* [TASK TO CARRY OUT] Starting from the line that contains "Write the React, TypeScript", copy every line exactly until the line that contains "const queries = ['Current", which is also included.
* start ENTRIES SUPPLIED *
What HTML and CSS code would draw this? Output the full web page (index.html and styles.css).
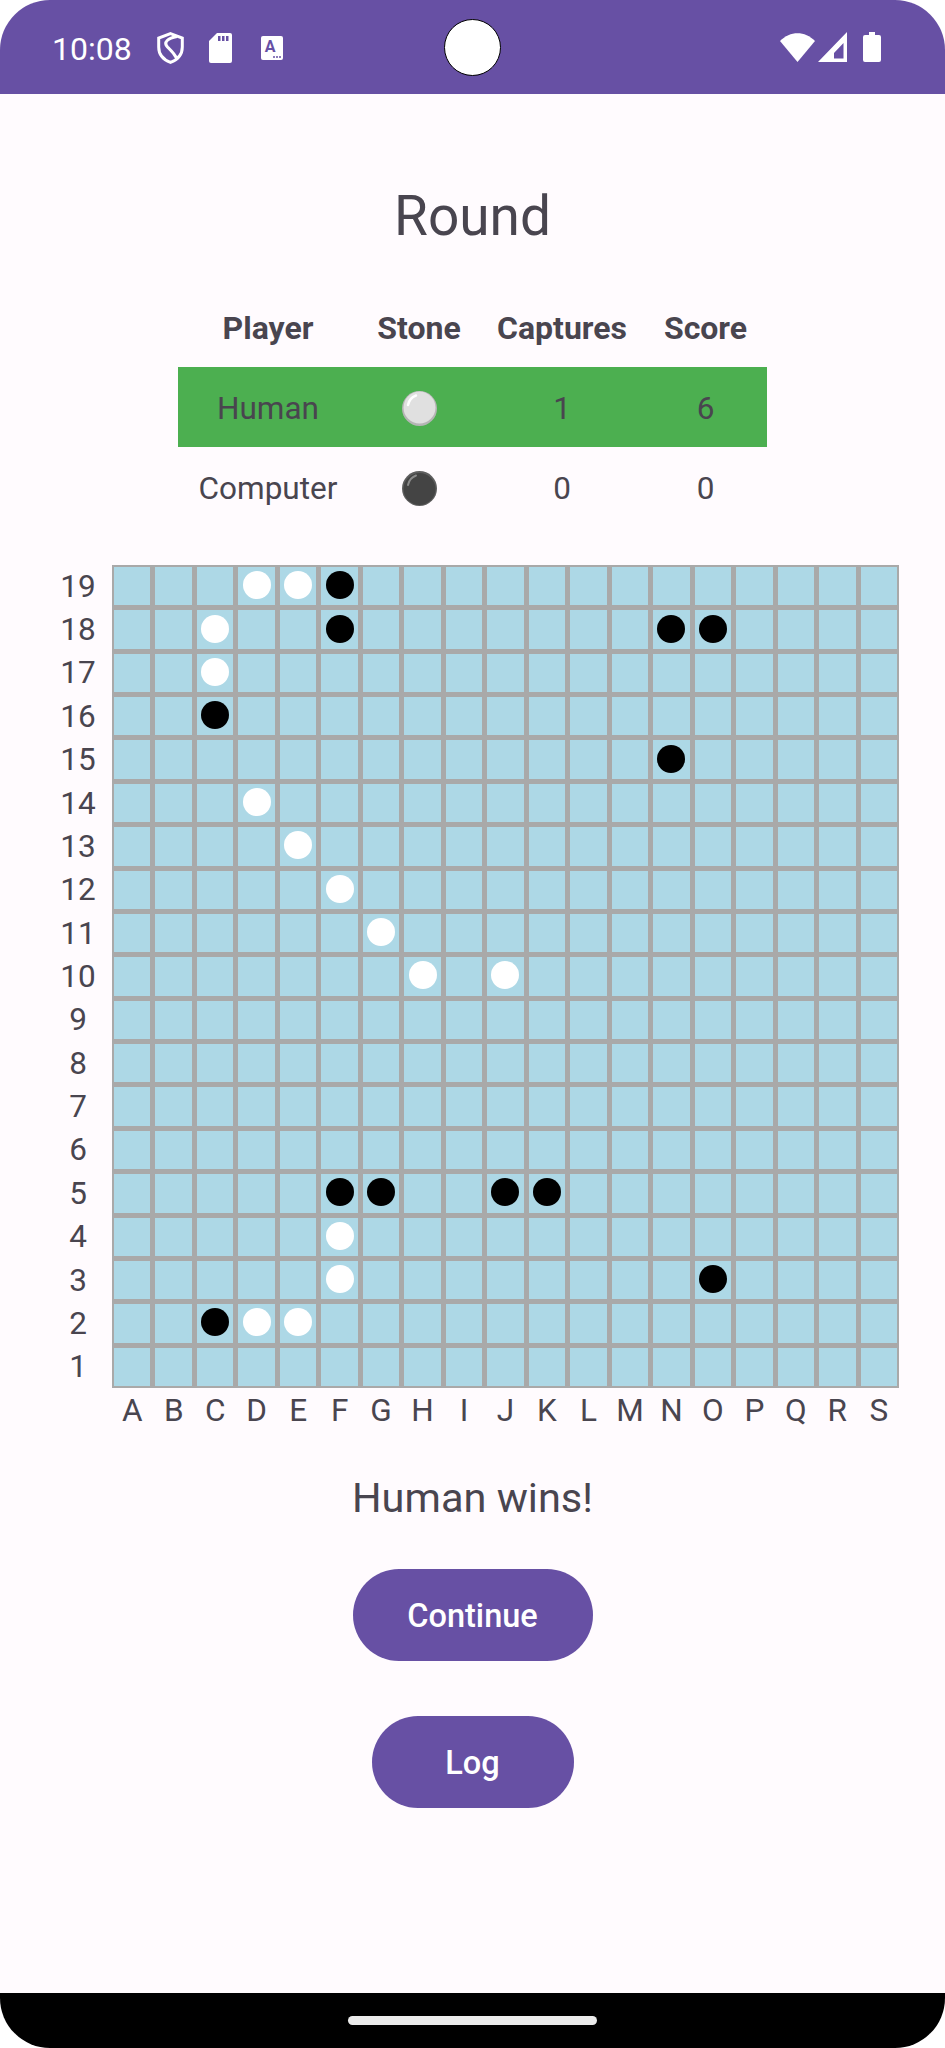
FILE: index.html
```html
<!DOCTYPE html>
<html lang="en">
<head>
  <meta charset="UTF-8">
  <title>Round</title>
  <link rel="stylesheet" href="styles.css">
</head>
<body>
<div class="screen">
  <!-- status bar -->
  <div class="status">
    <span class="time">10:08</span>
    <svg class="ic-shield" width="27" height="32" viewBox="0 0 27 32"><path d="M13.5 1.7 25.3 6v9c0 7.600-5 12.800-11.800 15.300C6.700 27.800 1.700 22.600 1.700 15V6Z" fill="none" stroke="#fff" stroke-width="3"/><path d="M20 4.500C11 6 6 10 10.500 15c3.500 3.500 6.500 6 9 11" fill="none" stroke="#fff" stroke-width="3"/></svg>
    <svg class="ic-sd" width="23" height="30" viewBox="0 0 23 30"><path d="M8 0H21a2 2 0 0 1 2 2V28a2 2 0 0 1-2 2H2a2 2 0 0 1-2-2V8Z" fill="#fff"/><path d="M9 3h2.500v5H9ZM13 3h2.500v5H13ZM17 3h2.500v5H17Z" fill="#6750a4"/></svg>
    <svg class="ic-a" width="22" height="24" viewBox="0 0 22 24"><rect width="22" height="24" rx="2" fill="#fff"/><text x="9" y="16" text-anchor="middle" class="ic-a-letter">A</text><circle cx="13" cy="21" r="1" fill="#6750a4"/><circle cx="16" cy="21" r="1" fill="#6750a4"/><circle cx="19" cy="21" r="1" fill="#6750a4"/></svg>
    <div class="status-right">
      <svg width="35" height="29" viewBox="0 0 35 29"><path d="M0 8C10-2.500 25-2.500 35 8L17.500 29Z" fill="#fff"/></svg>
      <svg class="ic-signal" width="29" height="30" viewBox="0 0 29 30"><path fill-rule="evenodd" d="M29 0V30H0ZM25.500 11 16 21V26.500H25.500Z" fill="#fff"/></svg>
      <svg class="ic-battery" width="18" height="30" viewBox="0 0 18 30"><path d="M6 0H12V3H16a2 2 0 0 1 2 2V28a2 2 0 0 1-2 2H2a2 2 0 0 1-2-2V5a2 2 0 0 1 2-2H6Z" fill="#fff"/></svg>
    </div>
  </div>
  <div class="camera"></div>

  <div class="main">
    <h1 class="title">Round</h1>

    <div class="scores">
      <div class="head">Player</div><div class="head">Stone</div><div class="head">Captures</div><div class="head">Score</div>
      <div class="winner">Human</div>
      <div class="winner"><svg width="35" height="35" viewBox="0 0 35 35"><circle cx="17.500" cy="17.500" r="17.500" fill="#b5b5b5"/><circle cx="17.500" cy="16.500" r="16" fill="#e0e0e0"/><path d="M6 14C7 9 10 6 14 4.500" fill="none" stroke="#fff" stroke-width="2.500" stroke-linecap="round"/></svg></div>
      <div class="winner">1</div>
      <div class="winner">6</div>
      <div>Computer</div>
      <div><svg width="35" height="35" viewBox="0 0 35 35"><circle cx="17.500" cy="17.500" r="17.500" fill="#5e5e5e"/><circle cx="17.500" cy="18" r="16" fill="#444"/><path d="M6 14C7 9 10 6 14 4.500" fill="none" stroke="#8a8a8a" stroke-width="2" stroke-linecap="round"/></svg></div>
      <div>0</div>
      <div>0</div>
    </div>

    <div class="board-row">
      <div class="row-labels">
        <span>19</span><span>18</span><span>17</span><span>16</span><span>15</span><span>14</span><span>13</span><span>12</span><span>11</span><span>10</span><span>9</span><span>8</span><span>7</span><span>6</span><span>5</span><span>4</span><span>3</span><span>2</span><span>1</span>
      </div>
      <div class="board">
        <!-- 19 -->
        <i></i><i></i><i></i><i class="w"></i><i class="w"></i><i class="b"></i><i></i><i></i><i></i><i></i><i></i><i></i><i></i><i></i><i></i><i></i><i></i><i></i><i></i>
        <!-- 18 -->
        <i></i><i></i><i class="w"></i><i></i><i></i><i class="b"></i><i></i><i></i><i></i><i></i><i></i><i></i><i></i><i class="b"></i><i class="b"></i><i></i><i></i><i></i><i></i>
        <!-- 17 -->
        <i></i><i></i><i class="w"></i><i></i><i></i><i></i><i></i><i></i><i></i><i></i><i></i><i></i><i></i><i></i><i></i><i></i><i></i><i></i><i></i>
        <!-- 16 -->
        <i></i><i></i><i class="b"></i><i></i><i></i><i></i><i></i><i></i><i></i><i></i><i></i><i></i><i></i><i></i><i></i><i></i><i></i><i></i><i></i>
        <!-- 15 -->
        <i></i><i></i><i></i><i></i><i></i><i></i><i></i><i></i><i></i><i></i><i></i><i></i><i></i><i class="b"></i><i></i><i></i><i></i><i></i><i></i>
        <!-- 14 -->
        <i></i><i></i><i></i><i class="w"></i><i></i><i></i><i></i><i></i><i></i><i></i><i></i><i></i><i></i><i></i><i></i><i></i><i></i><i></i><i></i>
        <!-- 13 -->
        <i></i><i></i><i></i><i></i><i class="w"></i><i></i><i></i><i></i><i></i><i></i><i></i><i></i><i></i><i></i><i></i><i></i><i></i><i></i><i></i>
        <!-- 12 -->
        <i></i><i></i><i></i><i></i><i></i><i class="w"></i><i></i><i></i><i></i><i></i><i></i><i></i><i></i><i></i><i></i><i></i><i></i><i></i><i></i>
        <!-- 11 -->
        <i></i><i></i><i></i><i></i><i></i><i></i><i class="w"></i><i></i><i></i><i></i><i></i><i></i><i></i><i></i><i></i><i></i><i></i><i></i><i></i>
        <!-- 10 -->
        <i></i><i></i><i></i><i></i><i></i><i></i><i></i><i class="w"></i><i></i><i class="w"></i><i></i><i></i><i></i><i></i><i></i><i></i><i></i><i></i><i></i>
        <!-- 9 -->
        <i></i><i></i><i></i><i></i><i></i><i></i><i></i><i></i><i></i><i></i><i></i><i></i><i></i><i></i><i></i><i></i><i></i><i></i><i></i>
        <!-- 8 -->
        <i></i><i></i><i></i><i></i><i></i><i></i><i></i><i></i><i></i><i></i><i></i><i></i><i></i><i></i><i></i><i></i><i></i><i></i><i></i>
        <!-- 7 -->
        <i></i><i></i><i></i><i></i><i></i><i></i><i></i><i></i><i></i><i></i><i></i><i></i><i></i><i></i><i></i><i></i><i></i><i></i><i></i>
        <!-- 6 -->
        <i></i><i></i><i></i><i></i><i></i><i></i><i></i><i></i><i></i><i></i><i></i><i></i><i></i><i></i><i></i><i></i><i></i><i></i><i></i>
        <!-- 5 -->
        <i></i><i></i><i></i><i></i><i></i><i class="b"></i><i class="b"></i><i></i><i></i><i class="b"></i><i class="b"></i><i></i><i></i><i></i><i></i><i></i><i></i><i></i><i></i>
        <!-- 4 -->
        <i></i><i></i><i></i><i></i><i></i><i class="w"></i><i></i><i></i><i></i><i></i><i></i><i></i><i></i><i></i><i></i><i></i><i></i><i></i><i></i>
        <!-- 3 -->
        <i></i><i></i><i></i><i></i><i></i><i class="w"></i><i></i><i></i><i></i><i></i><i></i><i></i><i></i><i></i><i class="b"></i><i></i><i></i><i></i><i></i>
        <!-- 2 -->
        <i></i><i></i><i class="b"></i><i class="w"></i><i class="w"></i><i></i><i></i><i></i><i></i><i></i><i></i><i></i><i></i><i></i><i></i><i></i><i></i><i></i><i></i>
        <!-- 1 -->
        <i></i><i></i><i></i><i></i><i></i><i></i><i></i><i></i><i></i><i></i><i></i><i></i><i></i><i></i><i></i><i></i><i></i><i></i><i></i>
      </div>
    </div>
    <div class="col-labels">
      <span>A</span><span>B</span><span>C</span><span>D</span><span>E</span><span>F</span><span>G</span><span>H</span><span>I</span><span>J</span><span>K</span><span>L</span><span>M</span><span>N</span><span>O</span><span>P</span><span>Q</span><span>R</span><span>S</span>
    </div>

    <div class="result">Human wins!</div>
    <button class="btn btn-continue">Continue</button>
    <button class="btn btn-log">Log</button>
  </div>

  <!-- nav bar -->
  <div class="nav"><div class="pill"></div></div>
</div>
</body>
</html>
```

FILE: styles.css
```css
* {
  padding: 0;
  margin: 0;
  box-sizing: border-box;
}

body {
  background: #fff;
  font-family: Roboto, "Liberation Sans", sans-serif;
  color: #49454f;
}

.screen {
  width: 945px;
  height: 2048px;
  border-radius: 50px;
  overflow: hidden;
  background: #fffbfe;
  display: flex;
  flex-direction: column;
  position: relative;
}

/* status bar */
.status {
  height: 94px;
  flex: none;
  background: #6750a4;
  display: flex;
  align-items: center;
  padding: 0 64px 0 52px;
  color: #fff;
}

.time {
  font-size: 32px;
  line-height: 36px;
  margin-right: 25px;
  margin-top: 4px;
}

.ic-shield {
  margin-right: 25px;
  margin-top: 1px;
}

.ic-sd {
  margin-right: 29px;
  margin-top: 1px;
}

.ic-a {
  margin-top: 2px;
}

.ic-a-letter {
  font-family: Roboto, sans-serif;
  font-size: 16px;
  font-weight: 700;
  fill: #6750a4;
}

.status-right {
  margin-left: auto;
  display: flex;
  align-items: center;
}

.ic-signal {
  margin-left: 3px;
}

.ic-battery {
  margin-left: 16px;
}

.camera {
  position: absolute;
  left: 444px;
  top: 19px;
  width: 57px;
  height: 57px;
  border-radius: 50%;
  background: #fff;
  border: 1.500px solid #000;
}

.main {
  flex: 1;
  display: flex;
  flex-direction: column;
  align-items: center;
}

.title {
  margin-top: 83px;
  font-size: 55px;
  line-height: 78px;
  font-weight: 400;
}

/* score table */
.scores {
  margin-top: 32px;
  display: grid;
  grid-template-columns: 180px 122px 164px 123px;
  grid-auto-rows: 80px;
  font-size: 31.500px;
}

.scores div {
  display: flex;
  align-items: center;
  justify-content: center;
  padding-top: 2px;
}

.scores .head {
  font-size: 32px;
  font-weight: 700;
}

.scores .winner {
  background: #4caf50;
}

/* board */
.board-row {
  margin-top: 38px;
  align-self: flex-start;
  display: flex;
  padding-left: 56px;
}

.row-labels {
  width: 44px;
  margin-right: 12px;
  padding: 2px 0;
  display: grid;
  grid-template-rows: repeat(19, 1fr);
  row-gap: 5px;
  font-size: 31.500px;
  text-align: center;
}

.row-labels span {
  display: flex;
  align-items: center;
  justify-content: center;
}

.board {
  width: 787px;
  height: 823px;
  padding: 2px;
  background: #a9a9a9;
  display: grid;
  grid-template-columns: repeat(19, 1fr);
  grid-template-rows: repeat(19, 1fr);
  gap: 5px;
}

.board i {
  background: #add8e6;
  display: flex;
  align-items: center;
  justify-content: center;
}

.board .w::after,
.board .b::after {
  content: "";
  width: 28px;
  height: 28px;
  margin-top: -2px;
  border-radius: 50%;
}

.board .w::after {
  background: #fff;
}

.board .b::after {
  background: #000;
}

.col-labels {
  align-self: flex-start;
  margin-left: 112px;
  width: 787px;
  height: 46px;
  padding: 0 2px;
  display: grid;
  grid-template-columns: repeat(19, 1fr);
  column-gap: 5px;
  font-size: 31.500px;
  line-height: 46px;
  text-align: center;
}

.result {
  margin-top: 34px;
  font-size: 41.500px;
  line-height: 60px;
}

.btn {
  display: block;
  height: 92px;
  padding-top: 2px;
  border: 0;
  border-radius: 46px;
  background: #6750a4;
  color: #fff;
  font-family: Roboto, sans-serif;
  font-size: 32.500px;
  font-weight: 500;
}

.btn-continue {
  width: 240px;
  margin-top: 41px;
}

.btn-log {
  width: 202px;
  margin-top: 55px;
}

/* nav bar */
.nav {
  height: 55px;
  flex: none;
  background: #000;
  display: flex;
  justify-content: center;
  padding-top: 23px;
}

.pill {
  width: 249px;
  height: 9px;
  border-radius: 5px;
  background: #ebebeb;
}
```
* end ENTRIES SUPPLIED *
* start ENTRIES SUPPLIED *
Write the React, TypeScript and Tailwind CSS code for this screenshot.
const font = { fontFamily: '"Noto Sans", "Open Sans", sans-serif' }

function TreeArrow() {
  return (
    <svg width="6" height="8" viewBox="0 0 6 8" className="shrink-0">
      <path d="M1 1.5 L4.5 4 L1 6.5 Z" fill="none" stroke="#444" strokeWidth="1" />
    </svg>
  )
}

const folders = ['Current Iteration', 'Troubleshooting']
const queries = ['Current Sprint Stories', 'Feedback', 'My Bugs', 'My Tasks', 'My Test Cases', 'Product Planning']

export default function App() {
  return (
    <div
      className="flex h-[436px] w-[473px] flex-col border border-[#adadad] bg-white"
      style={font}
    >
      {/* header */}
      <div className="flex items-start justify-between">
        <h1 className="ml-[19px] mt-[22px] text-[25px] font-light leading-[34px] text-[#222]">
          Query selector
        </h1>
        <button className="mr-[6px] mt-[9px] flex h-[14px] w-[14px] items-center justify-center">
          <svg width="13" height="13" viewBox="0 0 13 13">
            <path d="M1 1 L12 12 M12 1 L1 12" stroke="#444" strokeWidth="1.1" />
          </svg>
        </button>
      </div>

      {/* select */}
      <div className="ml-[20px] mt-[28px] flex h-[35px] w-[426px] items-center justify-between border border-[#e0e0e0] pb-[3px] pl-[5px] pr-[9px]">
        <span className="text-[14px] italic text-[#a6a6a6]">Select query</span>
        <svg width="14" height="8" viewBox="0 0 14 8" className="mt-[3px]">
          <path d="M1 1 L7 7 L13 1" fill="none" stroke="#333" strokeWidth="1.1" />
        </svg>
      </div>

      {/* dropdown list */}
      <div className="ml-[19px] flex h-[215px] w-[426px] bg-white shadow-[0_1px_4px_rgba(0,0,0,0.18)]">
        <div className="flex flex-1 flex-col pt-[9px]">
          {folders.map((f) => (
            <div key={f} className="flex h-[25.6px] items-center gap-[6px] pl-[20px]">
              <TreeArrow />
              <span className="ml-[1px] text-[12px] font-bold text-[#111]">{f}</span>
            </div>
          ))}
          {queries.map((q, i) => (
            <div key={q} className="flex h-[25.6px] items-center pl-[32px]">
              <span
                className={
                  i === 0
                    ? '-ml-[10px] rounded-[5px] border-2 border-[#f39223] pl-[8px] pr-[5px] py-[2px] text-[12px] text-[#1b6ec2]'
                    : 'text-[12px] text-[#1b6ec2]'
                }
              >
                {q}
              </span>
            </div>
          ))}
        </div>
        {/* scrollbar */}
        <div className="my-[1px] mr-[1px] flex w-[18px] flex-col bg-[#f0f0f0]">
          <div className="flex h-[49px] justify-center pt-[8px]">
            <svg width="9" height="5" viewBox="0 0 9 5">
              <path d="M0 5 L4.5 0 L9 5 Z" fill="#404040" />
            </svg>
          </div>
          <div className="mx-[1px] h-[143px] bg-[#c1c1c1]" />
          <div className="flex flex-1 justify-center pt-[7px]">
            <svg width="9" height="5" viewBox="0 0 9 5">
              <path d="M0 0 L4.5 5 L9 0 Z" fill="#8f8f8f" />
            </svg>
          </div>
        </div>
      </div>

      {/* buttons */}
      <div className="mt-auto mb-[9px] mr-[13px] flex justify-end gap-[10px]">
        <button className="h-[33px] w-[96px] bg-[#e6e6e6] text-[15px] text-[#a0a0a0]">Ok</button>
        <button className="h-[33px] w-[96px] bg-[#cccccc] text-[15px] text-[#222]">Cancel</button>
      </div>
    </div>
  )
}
* end ENTRIES SUPPLIED *
* [SOLUTION]
Write the React, TypeScript and Tailwind CSS code for this screenshot.
const font = { fontFamily: '"Noto Sans", "Open Sans", sans-serif' }

function TreeArrow() {
  return (
    <svg width="6" height="8" viewBox="0 0 6 8" className="shrink-0">
      <path d="M1 1.5 L4.5 4 L1 6.5 Z" fill="none" stroke="#444" strokeWidth="1" />
    </svg>
  )
}

const folders = ['Current Iteration', 'Troubleshooting']
const queries = ['Current Sprint Stories', 'Feedback', 'My Bugs', 'My Tasks', 'My Test Cases', 'Product Planning']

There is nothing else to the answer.